This whole concept of self-control and delaying gratification is hard to grasp and practise for an adult, what more of a child. (Remember how difficult it is to focus at work at 4.30pm when you were depleted of energy and all you could think about was what to have for dinner so you started scrolling FoodPanda because you were too tired to cook?) How then can we parents nurture our children with these “soft skills”?


Children, Self-Control and Delaying Gratification  

Soft skills, or academically referred to as executive function skills, are fundamental to a child’s ability to do well in school. It helps a child to pay and manage attention, resist distraction and sustain their learning. Or what remains of it. Self-control helps a child to harness their willpower and engages actively in their learning at school at 8.30am while knowing full well that a well-deserved break is already scheduled at 10.30am without them having to think too much about it.

In a popular experiment conducted at Stanford University Bing Nursery School in the late 1960s by Dr. Mischel and team, hundreds of four-years old were subjected to a little test of willpower involving marshmallows. In this experiment, now more famously known as the ‘Marshmallow Test’, the children were placed in a small room with a single marshmallow for fifteen minutes. They were told that they could eat that single marshmallow right then but if they could wait for fifteen minutes, they could get two. Naturally, some of the children could not resist their temptation while those who waited for the ‘greater reward’ exercised all means to distract themselves.

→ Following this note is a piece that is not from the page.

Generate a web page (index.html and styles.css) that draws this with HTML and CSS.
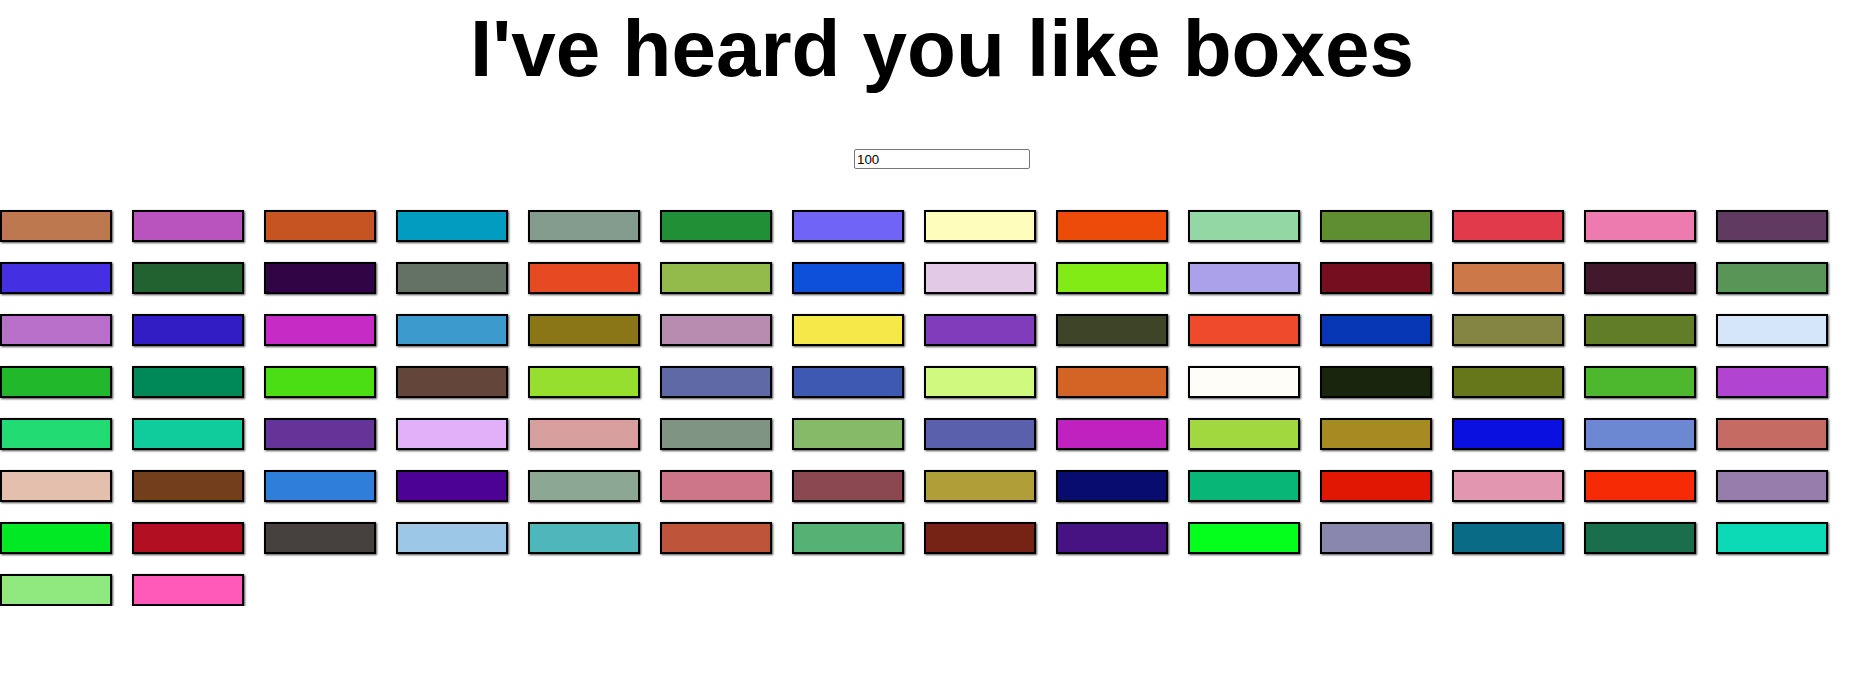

When these children were tracked in their teenagers and adulthood, the gratification-delayers were reported to have less behavioural problems at schools, obesity or addiction and better SAT scores. They also had better jobs and relationships with others. Don’t you feel that it is indeed necessary for us parents to help our children to develop the ability to delay gratification and exercise self-control?


Islamic Parenting Tips

Islam has non-negotiable principles of faith that strengthens our management of self and willpower. Here are some of the things that parents can do to develop self-control in children:

  1. Talk about Allah as the All-Seeing (Al-Baseer), All-Hearing (As-Sami’) and All-Knowing (Al-‘Aleem) so they will refrain from doing what is loathed or forbidden by Allah and His Messenger. By learning these attributes of Allah, children will be warier of their actions for they are constantly reminded that Allah is watching them all the time. It helps to nurture what Imam Nawawi termed as ‘Muraqabatillah’ in his famous book Riyadhus Sholiheen.

  2. Share with your children about Jannah, its beauty and the rewards that await them there. Read the translation of the Quran that talks about it, buy books that tell stories of good deeds and the bounty of Paradise. Make them long for it and make doá as a family that it may be our final abode.

  3. Teach them to manage their emotions. Be an ‘emotion coach’.

Allah s.w.t. said in Surah Ar’Ra’d verse 28, “Verily, in the remembrance of Allah do hearts find peace.”

Teach your children to say dhikr when they feel sad, unhappy or anxious. Dhikr helps to dispel heaviness in the hearts and thus control one’s emotions besides bringing a Muslim closer to Allah. When children feel frustrated or angry, share with them how to deal with it the Prophetic way. In a hadith narrated by Ahmad and Abu Dawood, the Prophet advised us to change our positions from standing to sitting or from sitting to lying down when we are angry or to take wudhu’. Never ridicule a child’s feeling. Instead encourage them to share it with you and use it to teach them life skills.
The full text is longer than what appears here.